*** DATA LINES ***

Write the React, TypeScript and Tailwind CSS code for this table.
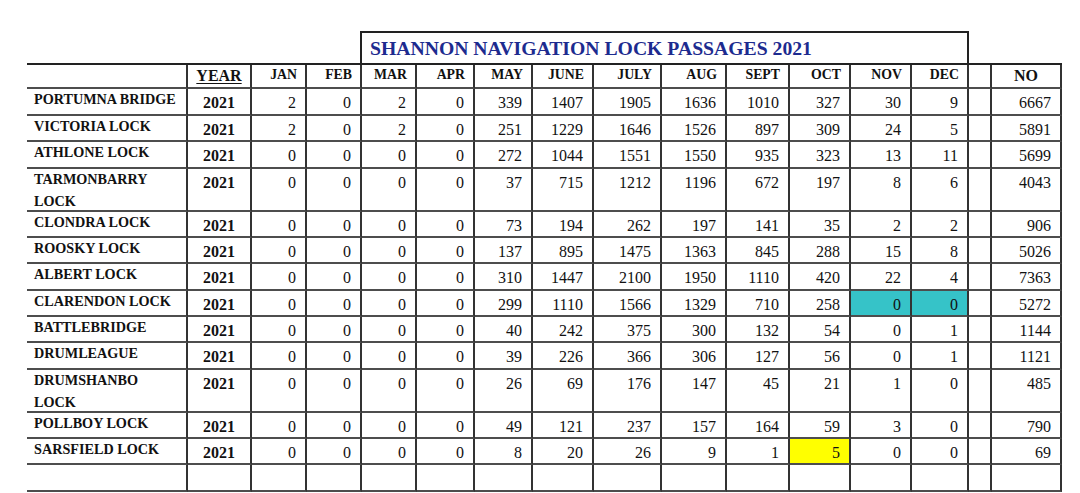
import React from "react";

type Row = { name: string[]; vals: number[]; total: number; hl?: Record<number, string> };

const rows: Row[] = [
  { name: ["PORTUMNA BRIDGE"], vals: [2, 0, 2, 0, 339, 1407, 1905, 1636, 1010, 327, 30, 9], total: 6667 },
  { name: ["VICTORIA LOCK"], vals: [2, 0, 2, 0, 251, 1229, 1646, 1526, 897, 309, 24, 5], total: 5891 },
  { name: ["ATHLONE LOCK"], vals: [0, 0, 0, 0, 272, 1044, 1551, 1550, 935, 323, 13, 11], total: 5699 },
  { name: ["TARMONBARRY", "LOCK"], vals: [0, 0, 0, 0, 37, 715, 1212, 1196, 672, 197, 8, 6], total: 4043 },
  { name: ["CLONDRA LOCK"], vals: [0, 0, 0, 0, 73, 194, 262, 197, 141, 35, 2, 2], total: 906 },
  { name: ["ROOSKY LOCK"], vals: [0, 0, 0, 0, 137, 895, 1475, 1363, 845, 288, 15, 8], total: 5026 },
  { name: ["ALBERT LOCK"], vals: [0, 0, 0, 0, 310, 1447, 2100, 1950, 1110, 420, 22, 4], total: 7363 },
  { name: ["CLARENDON LOCK"], vals: [0, 0, 0, 0, 299, 1110, 1566, 1329, 710, 258, 0, 0], total: 5272, hl: { 10: "teal", 11: "teal" } },
  { name: ["BATTLEBRIDGE"], vals: [0, 0, 0, 0, 40, 242, 375, 300, 132, 54, 0, 1], total: 1144 },
  { name: ["DRUMLEAGUE"], vals: [0, 0, 0, 0, 39, 226, 366, 306, 127, 56, 0, 1], total: 1121 },
  { name: ["DRUMSHANBO", "LOCK"], vals: [0, 0, 0, 0, 26, 69, 176, 147, 45, 21, 1, 0], total: 485 },
  { name: ["POLLBOY LOCK"], vals: [0, 0, 0, 0, 49, 121, 237, 157, 164, 59, 3, 0], total: 790 },
  { name: ["SARSFIELD LOCK"], vals: [0, 0, 0, 0, 8, 20, 26, 9, 1, 5, 0, 0], total: 69, hl: { 9: "yellow" } },
];

const months = ["JAN", "FEB", "MAR", "APR", "MAY", "JUNE", "JULY", "AUG", "SEPT", "OCT", "NOV", "DEC"];

const cell = "border-r-2 border-b-2 border-r-[#333] border-b-[#4d4d4d]";

export default function App() {
  return (
    <div className="w-[1080px] h-[493px] bg-white overflow-hidden font-['Liberation_Serif','Times_New_Roman',serif] text-[#111]">
      <div className="pl-[27px] pt-[31px]">
        <div className="ml-[333px] w-[609px] h-[32px] border-2 border-b-0 border-[#222] pl-[8px] pt-[4px]">
          <span className="text-[19.7px] leading-[22px] font-bold text-[#1d2b8f] whitespace-nowrap">
            SHANNON NAVIGATION LOCK PASSAGES 2021
          </span>
        </div>
        <div className="w-[1035px] border-t-2 border-t-[#222] grid grid-cols-[161px_64px_55px_55px_55px_58px_58px_61px_68px_65px_63px_61px_61px_57px_23px_70px] grid-rows-[24px_27px_26px_27px_43px_26px_26px_27px_26px_26px_27px_43px_26px_26px_27px]">
          {/* header */}
          <div className={cell} />
          <div className={`${cell} text-center text-[16px] leading-[20px] font-bold pt-px`}>
            <span className="underline underline-offset-2 decoration-1">YEAR</span>
          </div>
          {months.map((m) => (
            <div key={m} className={`${cell} text-right pr-[8px] text-[13.8px] leading-[20px] font-bold`}>
              {m}
            </div>
          ))}
          <div className={cell} />
          <div className={`${cell} text-center text-[16px] leading-[20px] font-bold pt-px`}>NO</div>

          {rows.map((r) => (
            <React.Fragment key={r.name.join(" ")}>
              <div className={`${cell} pl-[7px] text-[14.2px] leading-[21.5px] font-bold`}>
                {r.name.map((n, i) => (
                  <div key={i}>{n}</div>
                ))}
              </div>
              <div className={`${cell} text-center text-[16px] leading-[20px] font-bold pt-[4px]`}>2021</div>
              {r.vals.map((v, i) => {
                const h = r.hl?.[i];
                const bg = h === "teal" ? "bg-[#36c3c8]" : h === "yellow" ? "bg-[#ffff00]" : "";
                return (
                  <div key={i} className={`${cell} ${bg} text-right pr-[9px] text-[16px] leading-[20px] pt-[4px]`}>
                    {v}
                  </div>
                );
              })}
              <div className={cell} />
              <div className={`${cell} text-right pr-[9px] text-[16px] leading-[20px] pt-[4px]`}>{r.total}</div>
            </React.Fragment>
          ))}

          {/* empty last row */}
          {Array.from({ length: 16 }).map((_, i) => (
            <div key={i} className={cell} />
          ))}
        </div>
      </div>
    </div>
  );
}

***

→ WRITTEN PROBLEM
Repeat the lines exactly as they stand, from the opening line of the data through the line with "string[]; vals: number[];". Pictures stay out of the copy.

→ FINAL RESULT
Write the React, TypeScript and Tailwind CSS code for this table.
import React from "react";

type Row = { name: string[]; vals: number[]; total: number; hl?: Record<number, string> };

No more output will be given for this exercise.